Grit continues the push toward full autonomy with the "Stay Longer" plumbing setup. Along with 76-L fresh and waste water tanks, the setup includes a two-stage filtration system with both carbon filter and UV-C LED. It's not quite as cool as an airborne water-harvester, but Grit's system does allow campers to dunk a hose into a pond or river, pump out natural water and seamlessly filter it for drinking and cooking, without the extra steps of manual filtering or boiling. The water heater/furnace combo runs on gasoline from the vehicle, eliminating the need for a separate fuel like propane.
The base Ford Transit high-roof van comes powered by a 310-hp 3.5-liter twin-turbo Ecoboost V6 with all-wheel drive and limited slip differential. It gets reinforced with front and rear skid plates, a 2-in (5-cm) suspension lift, rear suspension upgrade with quick-adjust Falcon shocks, and oversized all-terrain tires, including a fifth mounted on a rear spare carrier. To save weight, boost strength and weather resistance, and eliminate road noise, Grit builds all its cabinetry and fixtures out of aluminum, bolting them directly to the van walls.

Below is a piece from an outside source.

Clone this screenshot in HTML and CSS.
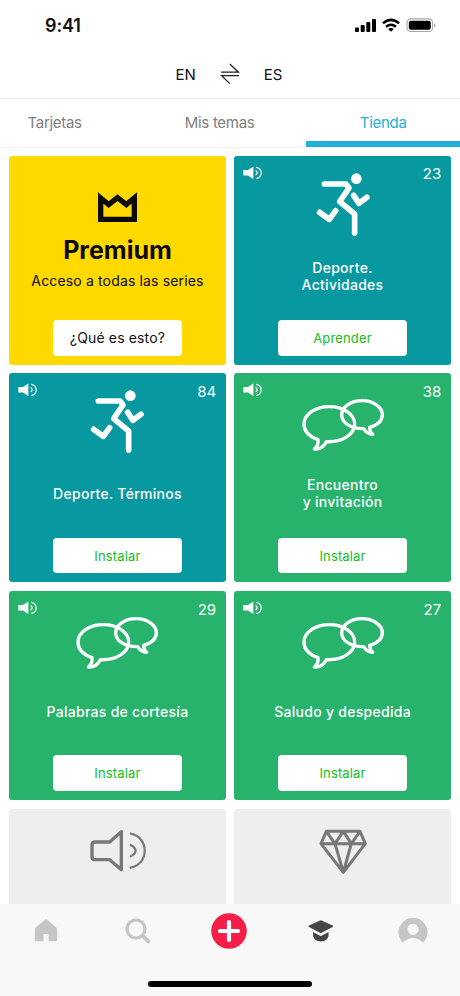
FILE: index.html
```html
<!DOCTYPE html>
<html lang="es">
<head>
  <meta charset="UTF-8">
  <meta name="viewport" content="width=device-width, initial-scale=1">
  <title>Tienda</title>
  <link rel="stylesheet" href="styles.css">
</head>
<body>
  <!-- shared icons -->
  <svg class="sprite" width="0" height="0">
    <symbol id="icon-sound" viewBox="0 0 57 40">
      <path fill="currentColor" d="M1 12h14L31 1v38L15 28H1z"/>
      <path fill="none" stroke="currentColor" stroke-width="3.5" stroke-linecap="round" d="M39 14q7 6 0 12M41 4c18 5 18 28 0 33"/>
    </symbol>
    <symbol id="icon-runner" viewBox="0 0 300 252">
      <circle cx="190" cy="68" r="16" fill="currentColor"/>
      <path fill="none" stroke="currentColor" stroke-width="17" stroke-linecap="round" stroke-linejoin="round" d="M94 84h65l9 12-28 41 45 37v57M182 118l16 24 24-18M80 169l29 21 19-26"/>
    </symbol>
    <symbol id="icon-chat" viewBox="0 0 300 252">
      <g fill="none" stroke="currentColor" stroke-width="10" stroke-linejoin="round">
        <path d="M100 206c47 2 85-21 85-53 0-29-34-52-76-52s-76 23-76 52c0 21 16 38 42 47 2 11-1 20-11 28 18 1 29-8 36-22z"/>
        <path d="M212 167c-37 1-66-17-66-42 0-23 27-42 61-42s61 19 61 42c0 17-14 31-38 38 0 9 3 16 9 21-13 0-21-7-27-17z"/>
      </g>
    </symbol>
  </svg>

  <div class="app">
    <header class="status-bar">
      <span class="time">9:41</span>
      <svg class="status-icons" width="82" height="16" viewBox="0 0 82 16">
        <rect x="0" y="9.5" width="4" height="4.5" rx="1"/>
        <rect x="5.7" y="7" width="4" height="7" rx="1"/>
        <rect x="11.3" y="4" width="4" height="10" rx="1"/>
        <rect x="17" y="1" width="4" height="13" rx="1"/>
        <path fill="none" stroke="#000" stroke-width="2.5" d="M27.9 5.3q8.1-6.9 16.2 0M31 8.8q5-4.2 10 0"/>
        <path d="M33.1 11q2.9-2.1 5.8 0L36 13.8z"/>
        <rect x="52" y=".9" width="25.6" height="12.6" rx="3.8" fill="none" stroke="#a6a6a6" stroke-width="1.1"/>
        <rect x="53.8" y="2.7" width="22" height="9" rx="2.2"/>
        <path fill="#a6a6a6" d="M79 5v4.5q3-2.2 0-4.5z"/>
      </svg>
    </header>

    <div class="languages">
      <span>EN</span>
      <svg width="20" height="22" viewBox="0 0 20 22" fill="none" stroke="#222" stroke-width="1.3">
        <path d="M1 9.200h17.400L9.800 1M19 12.600H1.600l8.200 8"/>
      </svg>
      <span>ES</span>
    </div>

    <nav class="tabs">
      <div class="tabs-left">
        <span class="tab">Tarjetas</span>
        <span class="tab">Mis temas</span>
      </div>
      <span class="tab active">Tienda</span>
    </nav>

    <main class="store">
      <section class="card premium">
        <svg class="card-icon" viewBox="0 0 300 228">
          <path fill="none" stroke="#0b0900" stroke-width="16" d="M101 126l24 20 26.500-21 26.500 21 24-20v64H101z"/>
        </svg>
        <h2>Premium</h2>
        <p>Acceso a todas las series</p>
        <button>¿Qué es esto?</button>
      </section>

      <section class="card sport">
        <svg class="sound"><use href="#icon-sound"/></svg>
        <span class="count">23</span>
        <svg class="card-icon"><use href="#icon-runner"/></svg>
        <h3>Deporte.<br>Actividades</h3>
        <button>Aprender</button>
      </section>

      <section class="card sport">
        <svg class="sound"><use href="#icon-sound"/></svg>
        <span class="count">84</span>
        <svg class="card-icon"><use href="#icon-runner"/></svg>
        <h3>Deporte. Términos</h3>
        <button>Instalar</button>
      </section>

      <section class="card talk">
        <svg class="sound"><use href="#icon-sound"/></svg>
        <span class="count">38</span>
        <svg class="card-icon"><use href="#icon-chat"/></svg>
        <h3>Encuentro<br>y invitación</h3>
        <button>Instalar</button>
      </section>

      <section class="card talk">
        <svg class="sound"><use href="#icon-sound"/></svg>
        <span class="count">29</span>
        <svg class="card-icon"><use href="#icon-chat"/></svg>
        <h3>Palabras de cortesía</h3>
        <button>Instalar</button>
      </section>

      <section class="card talk">
        <svg class="sound"><use href="#icon-sound"/></svg>
        <span class="count">27</span>
        <svg class="card-icon"><use href="#icon-chat"/></svg>
        <h3>Saludo y despedida</h3>
        <button>Instalar</button>
      </section>

      <section class="card plain">
        <svg class="card-icon" viewBox="0 0 300 252" fill="none" stroke="currentColor" stroke-linecap="round" stroke-linejoin="round">
          <path stroke-width="10" d="M128 99l35-31v114l-35-30H84q-9 0-9-9v-35q0-9 9-9z"/>
          <path stroke-width="6.5" d="M191 108q30 17 0 34M191 74c56 11 56 91 0 102"/>
        </svg>
      </section>

      <section class="card plain">
        <svg class="card-icon" viewBox="0 0 300 252" fill="none" stroke="currentColor" stroke-width="9" stroke-linejoin="round">
          <path d="M100 67h101l16 37-66 86-67-86zM84 104h133M100 67l26 37 25-37 24 37 26-37M126 104l25 86 24-86"/>
        </svg>
      </section>
    </main>

    <footer class="bottom">
      <nav class="bottom-nav">
        <svg width="24" height="24" viewBox="0 0 24 24">
          <path fill="#c6c6c6" d="M12 .3q.6 0 1.1.5l9.400 8q.7.6.7 1.400V21q0 1.300-1.300 1.300h-7.300V16q0-1-1-1h-3q-1 0-1 1v6.300H2.100Q.8 22.300.8 21V10.200q0-.8.7-1.400l9.400-8q.5-.5 1.100-.5z"/>
        </svg>
        <svg width="26" height="26" viewBox="0 0 26 26" fill="none" stroke="#c6c6c6">
          <circle cx="11" cy="11" r="9" stroke-width="3.2"/>
          <path stroke-width="4" stroke-linecap="round" d="M18.500 18.500l4.800 4.800"/>
        </svg>
        <svg width="36" height="36" viewBox="0 0 36 36">
          <circle cx="18" cy="18" r="17.8" fill="#f51e48"/>
          <path stroke="#fff" stroke-width="4.2" stroke-linecap="round" d="M18 9v18M9 18h18"/>
        </svg>
        <svg width="26" height="24" viewBox="0 0 26 24" fill="#454545">
          <path d="M12 1.500q.8-.4 1.600 0l11 5q1.200.7 0 1.400l-11 5.800q-.8.4-1.600 0L1 7.900q-1.200-.7 0-1.400z"/>
          <path d="M5 13l6.600 3.600q1.200.6 2.400 0l6.600-3.600q1 9.400-7.800 9.400T5 13z"/>
        </svg>
        <svg width="30" height="30" viewBox="0 0 30 30">
          <path fill="#c6c6c6" fill-rule="evenodd" d="M5 26.800A14.500 14.500 0 1 1 25 26.800Q21 22 15 22T5 26.800zM15 7.700a5.600 5.600 0 1 0 0 11.200 5.600 5.600 0 0 0 0-11.200z"/>
        </svg>
      </nav>
      <div class="home-indicator"></div>
    </footer>
  </div>
</body>
</html>
```

FILE: styles.css
```css
* {
  box-sizing: border-box;
}

body {
  margin: 0;
  background-color: #fff;
  font-family: Inter, 'Liberation Sans', sans-serif;
  color: #111;
}

svg {
  display: block;
}

.sprite {
  position: absolute;
}

.app {
  width: 460px;
  height: 996px;
  display: flex;
  flex-direction: column;
  overflow: hidden;
}

.status-bar {
  height: 50px;
  flex-shrink: 0;
  display: flex;
  justify-content: space-between;
  align-items: center;
  padding: 1px 23px 0 45px;
}

.time {
  font-size: 18px;
  font-weight: 600;
  letter-spacing: -0.1px;
}

.languages {
  height: 49px;
  flex-shrink: 0;
  display: flex;
  justify-content: center;
  align-items: center;
  gap: 24px;
  padding-right: 2px;
  border-bottom: 1px solid #e4e4e4;
  font-size: 15px;
}

.tabs {
  height: 49px;
  flex-shrink: 0;
  display: flex;
  border-bottom: 1px solid #f1f1f1;
}

.tabs-left {
  width: 306.4px;
  display: flex;
  justify-content: space-between;
  padding: 0 52px 0 27.5px;
}

.tab {
  font-size: 15px;
  line-height: 48px;
  letter-spacing: -0.3px;
  color: #808080;
}

.tab.active {
  flex: 1;
  text-align: center;
  color: #21b0da;
  border-bottom: 6px solid #21b0da;
}

.store {
  flex: 1;
  min-height: 0;
  overflow: hidden;
  display: grid;
  grid-template-columns: 1fr 1fr;
  grid-auto-rows: 209px;
  align-content: start;
  gap: 8.7px;
  padding: 7.8px 9.3px 0;
}

.card {
  position: relative;
  display: flex;
  flex-direction: column;
  align-items: center;
  padding-bottom: 9px;
  border-radius: 3px;
  color: #fff;
}

.card-icon {
  width: 100px;
  height: 84px;
  flex-shrink: 0;
}

.card h3 {
  height: 72px;
  margin: 0;
  display: flex;
  align-items: center;
  text-align: center;
  font-size: 14px;
  font-weight: 500;
  line-height: 17px;
  letter-spacing: 0.28px;
}

.card button {
  width: 129px;
  height: 35.7px;
  margin-top: auto;
  padding: 0;
  border: none;
  border-radius: 4px;
  background-color: #fff;
  font-family: inherit;
  font-size: 13px;
  letter-spacing: 0.15px;
  color: #16bd1b;
}

/* corner marks over the card */
.sound {
  position: absolute;
  top: 10px;
  left: 8.7px;
  width: 19px;
  height: 13.5px;
}

.count {
  position: absolute;
  top: 9.5px;
  right: 9.5px;
  font-size: 15px;
  line-height: 18px;
}

.sport {
  background-color: #07999f;
}

.talk {
  background-color: #27b36c;
}

.plain {
  background-color: #eee;
  color: #777;
}

.premium {
  background-color: #ffd900;
  color: #0b0900;
}

.premium .card-icon {
  height: 76px;
}

.premium h2 {
  margin: 0;
  font-size: 25px;
  line-height: 37px;
}

.premium p {
  margin: 0;
  font-size: 14px;
  line-height: 24px;
  letter-spacing: 0.15px;
}

.premium button {
  font-size: 14px;
  color: #111;
}

.bottom {
  height: 92px;
  flex-shrink: 0;
  background-color: #f8f8f8;
}

.bottom-nav {
  height: 54px;
  display: grid;
  grid-template-columns: repeat(5, 1fr);
  align-items: center;
  justify-items: center;
  padding-right: 1px;
}

.home-indicator {
  width: 164px;
  height: 6px;
  margin: 23px auto 0;
  border-radius: 3px;
  background-color: #000;
}
```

Grit Overland previously developed campers as Paradigm Vans but rebranded in conjunction with the new, improved 2022 Transit overland lineup. The GO All Terrain (aka GO/AT ... as in GOAT, as in "greatest of all time") specs out as described and starts at US$169,000. Grit offers the option of deleting certain equipment to work the price down. The entry level GO Terra model loses the pop-up roof, half of the battery capacity, the auto-start charging system, the standard air conditioner and a few other features and starts at $148,000. Grit is also working on a GO Baja flagship based on a Mercedes-Benz Sprinter.